Everything is combinational logic except for:
Condition codes
Data Memory
Register File
PC register
Fetch, Decode, Execute, and Memory read are all done together
with combinational logic
Memory write, Write Back, and PC update are all done at the same time
at the beginning of the next clock cycle.
Example: Tracing jxx Dest
Fetch
Look at
Figure 4.27
6 bytes are read from the instruction memory
(even though only 5 will be used for this instruction).
The first byte is split into the iCode and iFun values. iCode is 7 in this case and iFun determines the type of jump.

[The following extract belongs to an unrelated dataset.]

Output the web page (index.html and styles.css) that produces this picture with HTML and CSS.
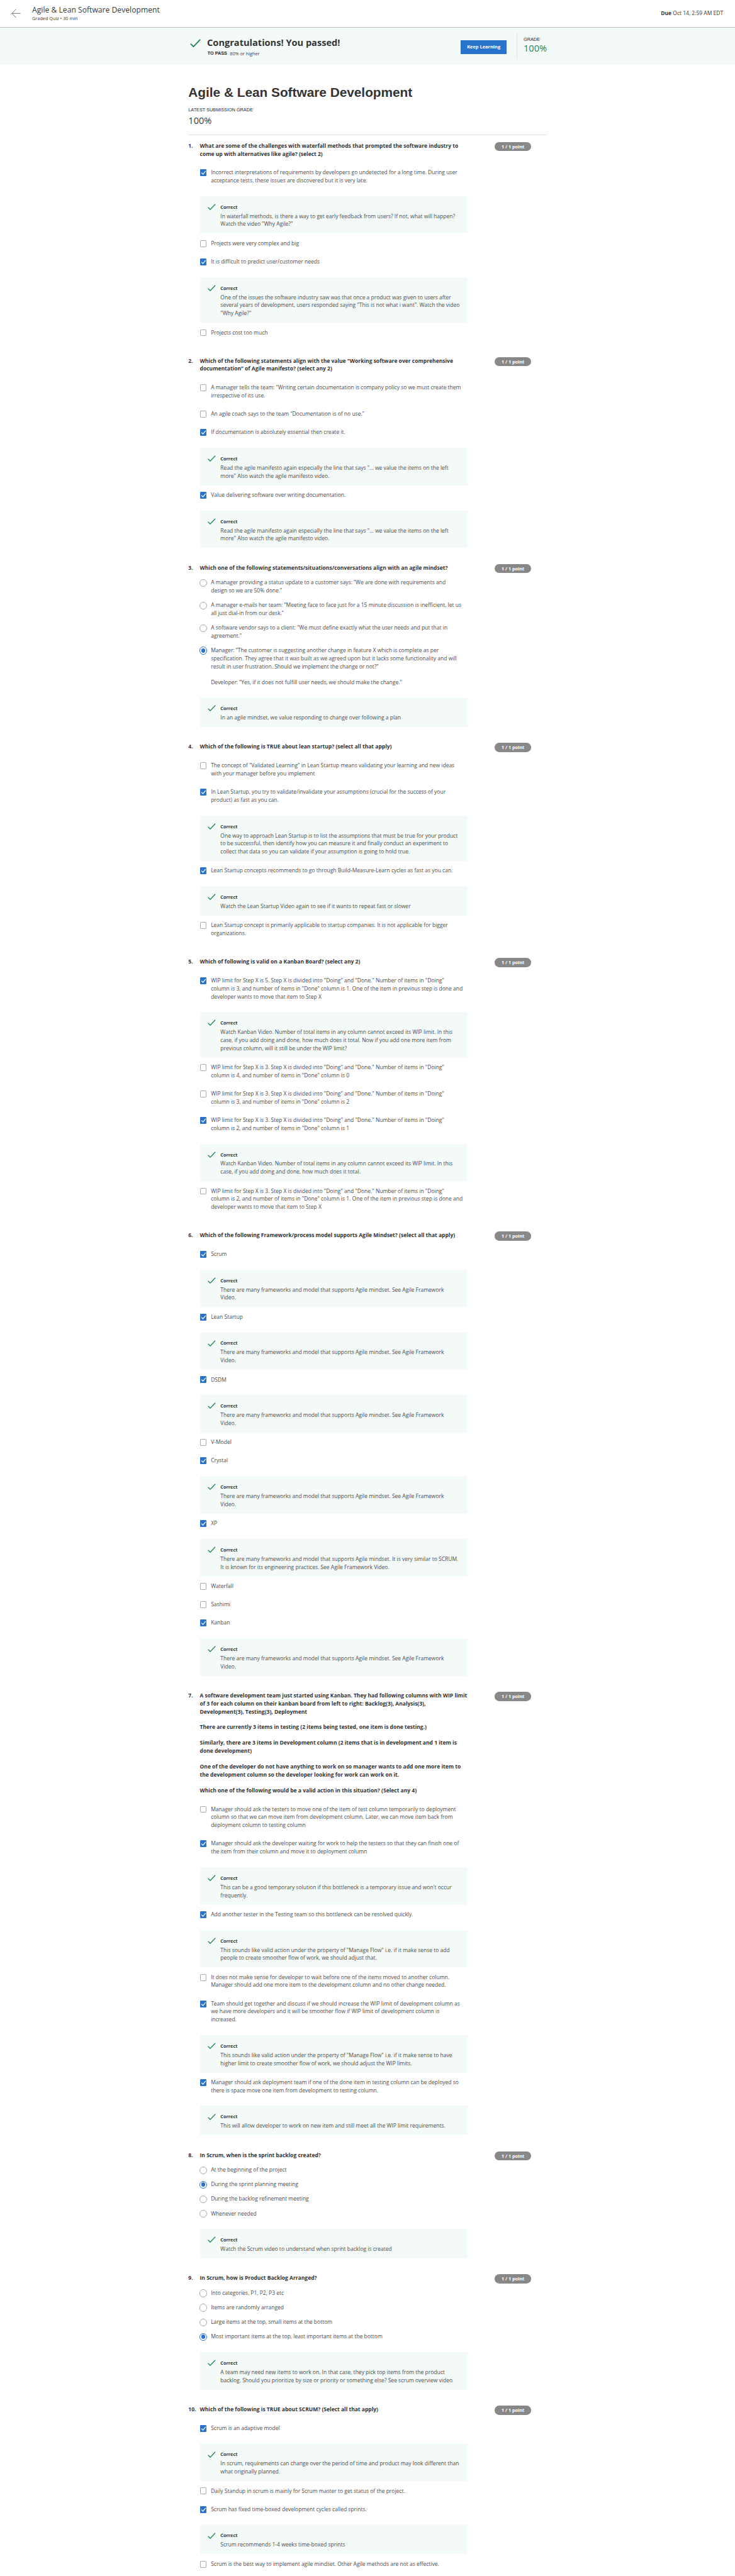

The next 4 bytes are the value of valC which is the destination address
if the jump is taken.
In this case
Need ValC is true and Need regids is false,
which will feed 5 into the PC incrementer.
Decode
Nothing needs to be done here.
Execute
Look at
Figure 4.29 Cnd generated by the values if CC and iFun to determine
whether the jump will take place.
Memory: nothing for this instruction
Write Back: nothing to do for this instruction
PC update
If Cnd is true, PC is set to valC, otherwise to valP.
Today's News: April 23
Thank you for filling out the evaluation forms
Example: Tracing rmmovl rA, D(rB)
A more detailed version of this trace can be found
here.
Fetch
Look at
Figure 4.27
6 bytes are read from the instruction memory
(in this case all are used). iCode is 4 and iFun is not used. valC is set as well as valP = PC+6.
Decode is like OP1:
Look at
Figure 4.28 valA and valB are set.
Execute
Look at
Figure 4.29 iCode determines which ALU function is used (add). valE = valB + valC
Memory:
Look at
Figure 4.30 valE is the memory address and valA is the data.